Founded by architects and engineers

Jelly is a design brand based in Berlin. The idea for Jelly emerged from an experimental building project by Julian Meisen and Hans von Bülow, founders of the architecture studio Common Agency, together with Saqib Aziz, whose work moves between engineering, computation, and fabrication.

Their collaboration sparked the ambition to bring the structural and material-efficient principles of digital component optimization into progressive furniture design – connecting algorithmic geometry, sustainable production, and sensual form.

Crafted from renewable materials

Jelly's objects are made from biobased PLA: a thermoplastic polymer based on renewable resources like corn starch. The bioplastic is biodegradable and also suited for circular reprocessing enabling future life cycles in new forms. The material's translucency reveals the internal structure of each object and turns construction into part of the design. 
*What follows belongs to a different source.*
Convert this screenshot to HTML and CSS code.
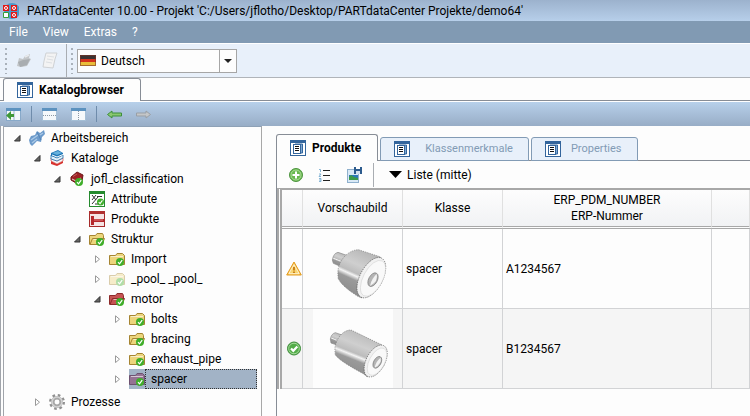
FILE: index.html
```html
<!DOCTYPE html>
<html lang="de">

<head>
  <meta charset="UTF-8">
  <meta name="viewport" content="width=device-width, initial-scale=1.0">
  <title>PARTdataCenter</title>
  <link rel="stylesheet" href="styles.css">
</head>

<body>

  <!-- shared icons -->
  <svg class="sprite" aria-hidden="true">
    <symbol id="check" viewBox="0 0 8 8">
      <circle cx="4" cy="4" r="4" fill="#3fae2a"/>
      <path d="M2 4.2 L3.5 5.8 L6.2 2.2" fill="none" stroke="#fff" stroke-width="1.2"/>
    </symbol>
    <symbol id="folder" viewBox="0 0 16 16">
      <path d="M.5 13.500 V4.500 H6.500 L8 2.500 H13.500 L15.500 4.500 V13.500 Z" fill="currentColor"/>
      <path d="M2 5.500 H14" stroke="#ffffff99"/>
      <use href="#check" x="7" y="7" width="8" height="8" stroke="none"/>
    </symbol>
    <symbol id="folder-open" viewBox="0 0 16 16">
      <path d="M.5 13.500 V4.500 H6.500 L8 2.500 H13.500 L14.500 4.500 V8" fill="currentColor"/>
      <path d="M1 13.500 L3.500 7.500 H15.500 L13 13.500 Z" fill="currentColor"/>
      <path d="M4.500 8.500 H14" stroke="#ffffff99"/>
      <use href="#check" x="7" y="7" width="8" height="8" stroke="none"/>
    </symbol>
    <symbol id="page" viewBox="0 0 16 16">
      <rect x=".5" y=".5" width="15" height="15" fill="#fff" stroke="#33659c"/>
      <rect width="16" height="3" fill="#33659c"/>
      <path d="M5 4 H12.500 V13 H11" fill="#7fa9d3" stroke="#33659c"/>
      <rect x="3.500" y="4.500" width="7" height="9" fill="#fff" stroke="#33659c"/>
      <path d="M5 6.500 H9 M5 8.500 H9 M5 10.500 H9" stroke="#111"/>
    </symbol>
    <symbol id="open" viewBox="0 0 8 8">
      <path d="M1.500 7 L7 1.500 V7 Z" fill="#666" stroke="#333"/>
    </symbol>
    <symbol id="closed" viewBox="0 0 8 8">
      <path d="M2.500 .8 L6.500 4.200 L2.500 7.600 Z" fill="#fff" stroke="#999"/>
    </symbol>
    <symbol id="gear" viewBox="0 0 16 16">
      <circle cx="8" cy="8" r="6.500" fill="none" stroke="#909090" stroke-width="3" stroke-dasharray="2.500 2.600"/>
      <circle cx="8" cy="8" r="4.200" fill="none" stroke="#a8a8a8" stroke-width="3.500"/>
      <circle cx="8" cy="8" r="5" fill="none" stroke="#d4d4d4" stroke-width="1.500"/>
    </symbol>
  </svg>

  <header class="titlebar">
    <svg width="16" height="16" viewBox="0 0 16 16">
      <circle cx="9" cy="8" r="8" fill="#4b9ac9"/>
      <path d="M0 2 H6 V8 H0 Z M8 2 H14 V8 H8 Z M8 9 H14 V15 H8 Z" fill="#e01818"/>
      <path d="M.5 9.500 H5.500 V14.500 H.5 Z" fill="#fff" stroke="#35a03a"/>
      <g fill="none" stroke="#fff"><circle cx="3" cy="5" r="1.500"/><circle cx="11" cy="5" r="1.500"/><circle cx="11" cy="12" r="1.500"/></g>
    </svg>
    <span>PARTdataCenter 10.00 - Projekt 'C:/Users/jflotho/Desktop/PARTdataCenter Projekte/demo64'</span>
  </header>

  <nav class="menu">
    <button>File</button>
    <button>View</button>
    <button>Extras</button>
    <button>?</button>
  </nav>

  <div class="toolbar">
    <span class="grip"></span>
    <button class="tool" aria-label="Öffnen">
      <svg width="16" height="16" viewBox="0 0 16 16">
        <path d="M1 13 L3 5 L7 6 L9 3 L14 1 L13 5 L15 6 L11 13 L5 14 Z" fill="#c3c6c9"/>
        <path d="M2 9 L7 7 L14 6 L11 12 L4 14 Z" fill="#a9adb0"/>
        <path d="M9 4 L13 2" stroke="#e8eaec" stroke-width="1.500"/>
      </svg>
    </button>
    <button class="tool" aria-label="Dokument">
      <svg width="18" height="18" viewBox="0 0 18 18">
        <path d="M5 1 H16 L14 7 L12 16 L2 15 L3 9 Z" fill="#f3f3f3" stroke="#cfd2d5"/>
        <path d="M6 4 L13 5 M6 7 L12 8 M5 10 L11 11" stroke="#dcdfe2"/>
      </svg>
    </button>
    <span class="divider"></span>
    <span class="grip"></span>
    <div class="combo">
      <svg width="16" height="11" viewBox="0 0 16 11">
        <rect width="16" height="4" fill="#3b3232"/>
        <rect y="4" width="16" height="3" fill="#d3331d"/>
        <rect y="7" width="16" height="4" fill="#e9bd3a"/>
        <rect x=".5" y=".5" width="15" height="10" fill="none" stroke="#7a3325" opacity=".6"/>
      </svg>
      <select aria-label="Sprache">
        <option>Deutsch</option>
      </select>
      <span class="combo-arrow"><svg width="8" height="4" viewBox="0 0 8 4"><path d="M0 0 H8 L4 4 Z" fill="#222"/></svg></span>
    </div>
  </div>

  <div class="tabs main-tabs">
    <button class="tab active"><svg width="16" height="16"><use href="#page"/></svg>Katalogbrowser</button>
  </div>

  <div class="viewbar">
    <button aria-label="Baum">
      <svg width="15" height="13" viewBox="0 0 15 13">
        <rect x=".5" y=".5" width="14" height="12" fill="#f2f7fb" stroke="#88a9c9"/>
        <rect width="15" height="3" fill="#5c92bf"/>
        <path d="M8 3 V12" stroke="#9ab5cd"/>
        <path d="M0 7.500 L5 3 V6 H8 V9 H5 V12 Z" fill="#3f9838"/>
      </svg>
    </button>
    <span class="line"></span>
    <button aria-label="Horizontal teilen">
      <svg width="15" height="13" viewBox="0 0 15 13">
        <rect x=".5" y=".5" width="14" height="12" fill="#f6f9fb" stroke="#a5bfd6"/>
        <rect width="15" height="3" fill="#5c92bf"/>
        <path d="M1 7.500 H14" stroke="#8c98a4" stroke-dasharray="1 1"/>
      </svg>
    </button>
    <button aria-label="Vertikal teilen">
      <svg width="15" height="13" viewBox="0 0 15 13">
        <rect x=".5" y=".5" width="14" height="12" fill="#f6f9fb" stroke="#a5bfd6"/>
        <rect width="15" height="3" fill="#5c92bf"/>
        <path d="M7.500 3 V12" stroke="#8c98a4" stroke-dasharray="1 1"/>
      </svg>
    </button>
    <span class="line"></span>
    <button aria-label="Zurück">
      <svg width="15" height="9" viewBox="0 0 15 9"><path d="M.5 4.500 L5 1 V3 H14.500 V6 H5 V8 Z" fill="#8ac76f" stroke="#3d8f3a"/></svg>
    </button>
    <button aria-label="Vor">
      <svg width="15" height="9" viewBox="0 0 15 9"><path d="M14.500 4.500 L10 1 V3 H.5 V6 H10 V8 Z" fill="#c4c6c8" stroke="#999fa5"/></svg>
    </button>
  </div>

  <main class="content">

    <nav class="tree">
      <ul>
        <li>
          <div class="row">
            <svg class="arrow"><use href="#open"/></svg>
            <svg class="icon" viewBox="0 0 16 16">
              <path d="M0 10 L2 6 L6 5 L8 1 L11 3 L15 0 L16 4 L13 7 L12 12 L8 11 L3 16 L1 14 Z" fill="#6d9bcb"/>
              <path d="M2 10 L9 5 M11 5 L14 3 M3 13 L8 9" stroke="#a9c8e6" stroke-width="1.500"/>
              <path d="M8 2 L12 10" stroke="#5484b6"/>
            </svg>
            <span>Arbeitsbereich</span>
          </div>
          <ul>
            <li>
              <div class="row">
                <svg class="arrow"><use href="#open"/></svg>
                <svg class="icon" viewBox="0 0 16 16">
                  <path d="M2 11 L8 14 L14 11 V13 L8 16 L2 14 Z" fill="#d8322e"/>
                  <path d="M2 8 L8 11 L14 8 V11 L8 14 L2 11 Z" fill="#f4f6f8" stroke="#c9302c" stroke-width=".6"/>
                  <path d="M2 5 L8 8 L14 5 V8 L8 11 L2 9 Z" fill="#e5f2fa" stroke="#1d69a5" stroke-width=".8"/>
                  <path d="M2 3 L9 0 L14 3 V5 L8 8 L2 6 Z" fill="#1c75b5"/>
                  <path d="M3 3 L9 1 L13 3 L8 5 Z" fill="#66b1dc"/>
                  <path d="M3 5 L8 7 L14 4.500" stroke="#fff" fill="none"/>
                </svg>
                <span>Kataloge</span>
              </div>
              <ul>
                <li>
                  <div class="row classification">
                    <svg class="arrow"><use href="#open"/></svg>
                    <svg class="icon" viewBox="0 0 16 16">
                      <path d="M2 6 L8 1 L14 4 L13 10 L7 12 L2 9 Z" fill="#9c2225" stroke="#6d1719"/>
                      <path d="M3 8 L7 10 L12 7" fill="none" stroke="#f0d5d5"/>
                      <path d="M4 5.500 L8 3" stroke="#c95b5b"/>
                      <use href="#check" x="6" y="7" width="8" height="8"/>
                    </svg>
                    <span>jofl_classification</span>
                  </div>
                  <ul>
                    <li>
                      <div class="row">
                        <span class="arrow"></span>
                        <svg class="icon" viewBox="0 0 16 16">
                          <rect x=".5" y=".5" width="15" height="15" fill="#fff" stroke="#258a2e"/>
                          <rect width="16" height="3" fill="#258a2e"/>
                          <path d="M3 4 L7 9 M7 4 L3 9 M3 13 L9 6 M8 5.500 H13 M6 13 H9" stroke="#333"/>
                          <use href="#check" x="8" y="7" width="7" height="8"/>
                        </svg>
                        <span>Attribute</span>
                      </div>
                    </li>
                    <li>
                      <div class="row">
                        <span class="arrow"></span>
                        <svg class="icon" viewBox="0 0 16 16">
                          <rect x=".5" y=".5" width="15" height="15" fill="#f4e4e4" stroke="#a52a2a"/>
                          <rect width="16" height="3" fill="#b03030"/>
                          <path d="M2 5 H5 V8 H15 V11 H5 V14 H2 Z" fill="#b5282c"/>
                          <path d="M5 9 H14" stroke="#df7a7a"/>
                        </svg>
                        <span>Produkte</span>
                      </div>
                    </li>
                    <li>
                      <div class="row">
                        <svg class="arrow"><use href="#open"/></svg>
                        <svg class="icon yellow"><use href="#folder-open"/></svg>
                        <span>Struktur</span>
                      </div>
                      <ul>
                        <li>
                          <div class="row">
                            <svg class="arrow"><use href="#closed"/></svg>
                            <svg class="icon yellow"><use href="#folder"/></svg>
                            <span>Import</span>
                          </div>
                        </li>
                        <li>
                          <div class="row">
                            <svg class="arrow"><use href="#closed"/></svg>
                            <svg class="icon yellow faded"><use href="#folder"/></svg>
                            <span>_pool_ _pool_</span>
                          </div>
                        </li>
                        <li>
                          <div class="row">
                            <svg class="arrow"><use href="#open"/></svg>
                            <svg class="icon red"><use href="#folder-open"/></svg>
                            <span>motor</span>
                          </div>
                          <ul>
                            <li>
                              <div class="row">
                                <svg class="arrow"><use href="#closed"/></svg>
                                <svg class="icon yellow"><use href="#folder"/></svg>
                                <span>bolts</span>
                              </div>
                            </li>
                            <li>
                              <div class="row">
                                <span class="arrow"></span>
                                <svg class="icon yellow"><use href="#folder-open"/></svg>
                                <span>bracing</span>
                              </div>
                            </li>
                            <li>
                              <div class="row">
                                <svg class="arrow"><use href="#closed"/></svg>
                                <svg class="icon yellow"><use href="#folder"/></svg>
                                <span>exhaust_pipe</span>
                              </div>
                            </li>
                            <li>
                              <div class="row selected">
                                <svg class="arrow"><use href="#closed"/></svg>
                                <svg class="icon purple"><use href="#folder"/></svg>
                                <span>spacer</span>
                              </div>
                            </li>
                          </ul>
                        </li>
                      </ul>
                    </li>
                  </ul>
                </li>
              </ul>
            </li>
            <li>
              <div class="row process">
                <svg class="arrow"><use href="#closed"/></svg>
                <svg class="icon"><use href="#gear"/></svg>
                <span>Prozesse</span>
              </div>
            </li>
          </ul>
        </li>
      </ul>
    </nav>

    <section class="details">
      <div class="tabs">
        <button class="tab active"><svg width="16" height="16"><use href="#page"/></svg>Produkte</button>
        <button class="tab wide"><svg width="16" height="16"><use href="#page"/></svg>Klassenmerkmale</button>
        <button class="tab"><svg width="16" height="16"><use href="#page"/></svg>Properties</button>
      </div>

      <div class="panel">
        <div class="panel-bar">
          <button aria-label="Hinzufügen">
            <svg width="14" height="14" viewBox="0 0 14 14">
              <circle cx="7" cy="7" r="6.500" fill="#69b84f" stroke="#4e9440"/>
              <circle cx="7" cy="7" r="5" fill="none" stroke="#a9dc95"/>
              <path d="M7 3.500 V10.500 M3.500 7 H10.500" stroke="#fff" stroke-width="2"/>
            </svg>
          </button>
          <button aria-label="Nummerierte Liste">
            <svg width="14" height="14" viewBox="0 0 14 14">
              <path d="M5 2.500 H12 M5 7.500 H12 M5 12.500 H12" stroke="#222"/>
              <path d="M1 1.500 H2.500 V4 M1 6 H3 L1 8.500 H3 M1 10.500 H3 V13.500 H1 M1 12 H3" fill="none" stroke="#6aa3cc" stroke-width=".8"/>
            </svg>
          </button>
          <button aria-label="Bild speichern">
            <svg width="15" height="16" viewBox="0 0 15 16">
              <rect x=".5" y="2.500" width="11" height="13" fill="#d9e9f6" stroke="#8fb0cd"/>
              <rect x="2" y="8" width="9" height="5" fill="#2b78b8"/>
              <path d="M2 13 V10 L4 8 L7 10 L11 11 V13 Z" fill="#3c9a48"/>
              <rect x="7" y="0" width="8" height="7" fill="#2c5b8d"/>
              <rect x="9" y="0" width="4" height="2" fill="#fff"/>
              <rect x="9" y="4" width="4" height="3" fill="#d3e0ee"/>
            </svg>
          </button>
          <span class="divider"></span>
          <button class="view-mode"><svg width="13" height="7" viewBox="0 0 13 7"><path d="M0 0 H13 L6.500 7 Z" fill="#000"/></svg>Liste (mitte)</button>
        </div>

        <table>
          <colgroup>
            <col class="col-status">
            <col class="col-image">
            <col class="col-class">
            <col class="col-erp">
            <col>
          </colgroup>
          <thead>
            <tr>
              <th></th>
              <th>Vorschaubild</th>
              <th>Klasse</th>
              <th>ERP_PDM_NUMBER<br>ERP-Nummer</th>
              <th></th>
            </tr>
          </thead>
          <tbody>
            <tr>
              <td class="status">
                <svg width="16" height="15" viewBox="0 0 16 15">
                  <path d="M8 1 L15.300 14 H.7 Z" fill="#f5bf45" stroke="#e39b20" stroke-linejoin="round"/>
                  <path d="M8 3.500 L13.200 12.700 H2.800 Z" fill="#f9d673" stroke="#fff" stroke-width=".7"/>
                  <path d="M8 6 V9.500 M8 10.500 V12" stroke="#c57a10" stroke-width="1.800"/>
                </svg>
              </td>
              <td class="preview">
                <svg width="80" height="79" viewBox="129 -1 240 237">
                  <defs>
                    <linearGradient id="steel" x1="0.700" y1="0" x2="0.300" y2="1">
                      <stop offset="0" stop-color="#b4b4b4"/>
                      <stop offset=".35" stop-color="#cfcfcf"/>
                      <stop offset=".52" stop-color="#bcbcbc"/>
                      <stop offset=".57" stop-color="#f4f4f4"/>
                      <stop offset=".65" stop-color="#9a9a9a"/>
                      <stop offset="1" stop-color="#8a8a8a"/>
                    </linearGradient>
                  </defs>
                  <path d="M187 92 Q190 72 204 69 L230 78 L214 112 L190 102 Z" fill="url(#steel)" stroke="#888" stroke-width="2"/>
                  <path d="M205 148 Q198 108 225 80 Q244 62 265 61 L332 83 L275 206 L262 200 Q215 170 205 148 Z" fill="url(#steel)" stroke="#777" stroke-width="2" stroke-dasharray="4 3"/>
                  <ellipse cx="304" cy="145" rx="34" ry="66" transform="rotate(28 304 145)" fill="#f1f1f1" stroke="#555" stroke-width="2" stroke-dasharray="4 3"/>
                  <ellipse cx="309" cy="147" rx="29" ry="59" transform="rotate(28 309 147)" fill="#f9f9f9" stroke="#bbb" stroke-width="1"/>
                  <ellipse cx="309" cy="151" rx="13" ry="22" transform="rotate(28 309 151)" fill="#b4b4b4" stroke="#777" stroke-width="2"/>
                  <path d="M300 170 Q304 148 320 134 Q326 156 300 170 Z" fill="#f2f2f2"/>
                </svg>
              </td>
              <td>spacer</td>
              <td>A1234567</td>
              <td></td>
            </tr>
            <tr>
              <td class="status">
                <svg width="16" height="15" viewBox="0 0 16 15">
                  <circle cx="8" cy="7.500" r="6.500" fill="#52ad48" stroke="#3e8b3b"/>
                  <circle cx="8" cy="7.500" r="5.300" fill="none" stroke="#a6d99b"/>
                  <path d="M5 7.500 L7.300 9.800 L11.300 5.500" fill="none" stroke="#fff" stroke-width="2.200"/>
                </svg>
              </td>
              <td class="preview">
                <svg width="80" height="79" viewBox="129 238 240 237">
                  <path d="M181 328 Q184 312 196 309 L216 316 L204 347 L183 340 Z" fill="url(#steel)" stroke="#888" stroke-width="2"/>
                  <path d="M196 375 Q190 342 212 316 Q226 301 243 301 L336 346 L292 442 L280 432 Q205 392 196 375 Z" fill="url(#steel)" stroke="#777" stroke-width="2" stroke-dasharray="4 3"/>
                  <ellipse cx="317" cy="394" rx="28" ry="52" transform="rotate(28 317 394)" fill="#f1f1f1" stroke="#555" stroke-width="2" stroke-dasharray="4 3"/>
                  <ellipse cx="321" cy="396" rx="23" ry="45" transform="rotate(28 321 396)" fill="#f9f9f9" stroke="#bbb" stroke-width="1"/>
                  <ellipse cx="322" cy="398" rx="11" ry="19" transform="rotate(28 322 398)" fill="#b4b4b4" stroke="#777" stroke-width="2"/>
                  <path d="M314 414 Q318 394 332 384 Q336 402 314 414 Z" fill="#f2f2f2"/>
                </svg>
              </td>
              <td>spacer</td>
              <td>B1234567</td>
              <td></td>
            </tr>
          </tbody>
        </table>
      </div>
    </section>

  </main>

</body>

</html>
```

FILE: styles.css
```css
* {
  box-sizing: border-box;
}

body {
  margin: 0;
  height: 100vh;
  display: flex;
  flex-direction: column;
  overflow: hidden;
  background-color: #fdfdfd;
  color: #000;
  font-family: Roboto, "Open Sans", sans-serif;
  font-size: 12px;
  line-height: 16px;
}

button,
select {
  font: inherit;
  color: inherit;
  background: none;
  border: none;
  padding: 0;
}

svg {
  display: block;
  flex-shrink: 0;
}

ul {
  list-style: none;
  margin: 0;
  padding: 0;
}

.sprite {
  position: absolute;
  width: 0;
  height: 0;
}

/* window head */

.titlebar {
  display: flex;
  align-items: center;
  gap: 8px;
  height: 21px;
  flex-shrink: 0;
  padding-left: 3px;
  background: linear-gradient(#9cb2cd, #b7cfea);
  white-space: nowrap;
}

.menu {
  display: flex;
  align-items: center;
  gap: 15px;
  height: 22px;
  flex-shrink: 0;
  padding-left: 9px;
  background-color: #819ab3;
  color: #fff;
}

.toolbar {
  display: flex;
  align-items: center;
  height: 35px;
  flex-shrink: 0;
  padding-left: 5px;
  background-color: #e8f0fa;
  border-top: 1px solid #fff;
  border-bottom: 1px solid #b0b4b9;
}

.grip {
  width: 2px;
  height: 26px;
  background: repeating-linear-gradient(#a9b1ba 0 2px, transparent 2px 5px);
}

.tool {
  margin-left: 9px;
}

.divider {
  width: 1px;
  height: 33px;
  background-color: #a9adb2;
}

.toolbar .divider {
  margin: 0 4px 0 7px;
}

.combo {
  display: flex;
  align-items: center;
  width: 160px;
  height: 24px;
  margin-left: 4px;
  padding-left: 2px;
  background-color: #fdfdfd;
  border: 1px solid #a6a6a6;
}

.combo select {
  flex: 1;
  appearance: none;
  padding-left: 5px;
}

.combo-arrow {
  display: flex;
  align-items: center;
  justify-content: center;
  width: 17px;
  height: 22px;
  border-left: 1px solid #a6a6a6;
}

/* tabs */

.tabs {
  display: flex;
  align-items: flex-end;
  gap: 2px;
  flex-shrink: 0;
  box-shadow: inset 0 -1px #878d96;
}

.tab {
  display: flex;
  align-items: center;
  gap: 10px;
  height: 24px;
  padding: 0 15px 0 13px;
  border: 1px solid #829bb5;
  border-radius: 3px 3px 0 0;
  background-color: #e8f0fa;
  color: #829bb5;
  font-size: 11px;
}

.tab.wide {
  gap: 15px;
}

.tab.active {
  gap: 6px;
  height: 27px;
  padding: 0 16px 0 13px;
  border-color: #878d96;
  border-bottom: none;
  background-color: #fdfdfd;
  color: #000;
  font-size: 12px;
  font-weight: bold;
}

.main-tabs {
  padding-left: 3px;
}

.main-tabs .tab.active {
  height: 23px;
}

.viewbar {
  display: flex;
  align-items: center;
  gap: 14px;
  height: 25px;
  flex-shrink: 0;
  padding-left: 6px;
  border-top: 1px solid #fff;
  background: linear-gradient(#b7d0ea, #98adc6);
}

.viewbar .line {
  width: 1px;
  height: 16px;
  margin: 0 -4px;
  background-color: #6f8cab;
}

/* tree */

.content {
  display: flex;
  flex: 1;
  min-height: 0;
  border-left: 4px double #a0a4aa;
}

.tree {
  width: 258px;
  flex-shrink: 0;
  padding: 1px 4px 0 9px;
  border-top: 1px solid #8ea1b6;
  border-right: 1px solid #a8a8a8;
}

.tree ul ul {
  padding-left: 20px;
}

.row {
  display: flex;
  align-items: center;
  height: 20px;
}

.row span {
  padding: 0 6px;
}

.classification {
  height: 21px;
}

.process {
  height: 25px;
}

.row .arrow {
  width: 8px;
  height: 8px;
  padding: 0;
  margin-right: 8px;
}

.icon {
  width: 16px;
  height: 16px;
}

.yellow {
  color: #ecd57c;
  stroke: #a58432;
}

.red {
  color: #c65353;
  stroke: #8d2b2b;
}

.purple {
  color: #957393;
  stroke: #6d5170;
}

.faded {
  opacity: 0.4;
}

.selected .icon {
  height: 20px;
  background-color: #a2b3c6;
}

.selected span:last-child {
  flex: 1;
  padding: 1px 5px;
  border: 1px dotted #333;
  background-color: #a2b3c6;
}

/* right side */

.details {
  display: flex;
  flex-direction: column;
  flex: 1;
  min-width: 0;
  padding: 8px 0 0 14px;
}

.panel {
  flex: 1;
  min-height: 0;
  border-left: 1px solid #878d96;
}

.panel-bar {
  display: flex;
  align-items: center;
  gap: 15px;
  height: 27px;
  padding-left: 12px;
}

.panel-bar .divider {
  height: 24px;
  margin-left: -4px;
}

.view-mode {
  display: flex;
  align-items: center;
  gap: 5px;
}

table {
  width: 100%;
  table-layout: fixed;
  border-collapse: separate;
  border-spacing: 0;
  border-top: 2px solid #a8a8a8;
  border-left: 5px double #a8a8a8;
}

.col-status {
  width: 21px;
}

.col-image,
.col-class {
  width: 100px;
}

.col-erp {
  width: 209px;
}

th {
  height: 39px;
  padding: 0;
  border-right: 1px solid #e0e0e0;
  border-bottom: 3px double #a8a8a8;
  background: linear-gradient(#fdfdfd, #f1f2f4);
  font-weight: normal;
}

td {
  height: 80px;
  padding: 0 3px;
  border-right: 1px solid #d2d3d5;
  border-bottom: 1px solid #d2d3d5;
}

tbody tr:nth-child(even) {
  background-color: #f5f5f5;
}

td.status {
  padding: 0 0 0 4px;
}

td.preview {
  padding: 0 9px 0 10px;
}

.preview svg {
  background-color: #fdfdfd;
}
```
The sustainable approach continues in the sourcing of the material itself. Jelly works with local PLA suppliers in Germany, keeping transport routes short and material quality reliable.

3D printed in Berlin

The additive manufacturing process is precise, direct, and material-efficient. Rather than hiding fabrication, it leaves a visible trace in each object: fine printed lines, a soft surface rhythm, and a structure that can be read from the outside. This makes FDM 3D printing part of the visual language, not just the production method.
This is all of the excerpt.